Flat dweller
SINGER Amy Macdonald has been telling a rather peculiar tale involving a pal who was in work when she noticed a woman standing at the window in a flat opposite. No big deal, she thought. Just a lady in a bit of a dwam, gazing out the window. An hour later the woman hadn’t budged, which concerned Amy’s pal. Was the woman depressed and thinking about jumping from the window? Or perhaps a wicked hypnotist had frozen her to the spot, then left her to imitate a marble statue for the rest of her days.
Needing an answer, Amy’s pal went to get a better view. The woman turned out to be a life-size cardboard cut-out of Judi Dench.

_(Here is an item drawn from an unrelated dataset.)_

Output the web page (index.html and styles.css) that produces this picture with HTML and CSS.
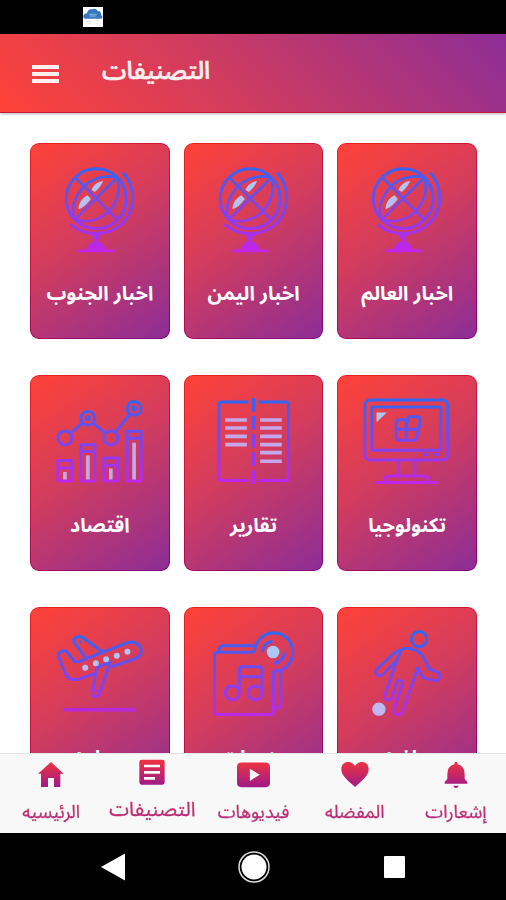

And for anyone who believes it was the real Judi Dench… impossible. The dame never gives a flat performance.
Meal breaks
THE Diary’s latest campaign is to find amusing stories about kitchen appliances. Like a knight of the Round Table galloping off to kebab a dragon with his jousting lance, Archie Wohlgemuth accepts our challenge. “When we got married, I bought a microwave for the kitchen and my wife bought a dinner gong,” says Archie, who then adds: “We had a lot of ding-dong battles in that house.”
Grammar drama
NOVELIST and television presenter Damian Barr isn’t a fellow who struggles to write perfectly polished paragraphs. Yet while typing on his computer he has been plagued of late with pop-up adds for something called "Grammarly", a writing app created to help the linguistically challenged. When Grammarly informed Damian it could help him, it instantly put the outraged writer in a rage: “Oh can it now?” he snarls. “Can it write a scene for me, and then make me some tea and finish my tax return?”
Alas, it transpires that the answer to the above is no, no and (consults notes) … no.
Number’s up
OUR recent tale about a bloke with a nifty nickname reminds Sandy Harris of a fellow of his acquaintance who was labelled Elevenerife. “Anything you did, he’d say he’d done it bigger and better,” says Sandy. “So if you’d recently returned from Tenerife, he’d claim he was just back from Elevenerife.”
Warped weather
OUR run of fumbled phrases continues. Pete Sykes recalls a local TV weather forecaster who bungled the job by promising that the following day would see: “Sunny showers and scattered intervals.” Though as Peter points out, her words weren’t all that far from the truth.
“The phrase just about covers most days in Scotland,” he sighs.
Mixed messages
WHILE he was driving on the motorway, reader Paul McCrumb’s wife said to him, “Hey, you missed a right!” This pleased Paul a great deal. “I leaned over and replied: ‘Well you Misses right.’”
To which the Diary says: Isn’t love grand? (And often hopelessly confused.)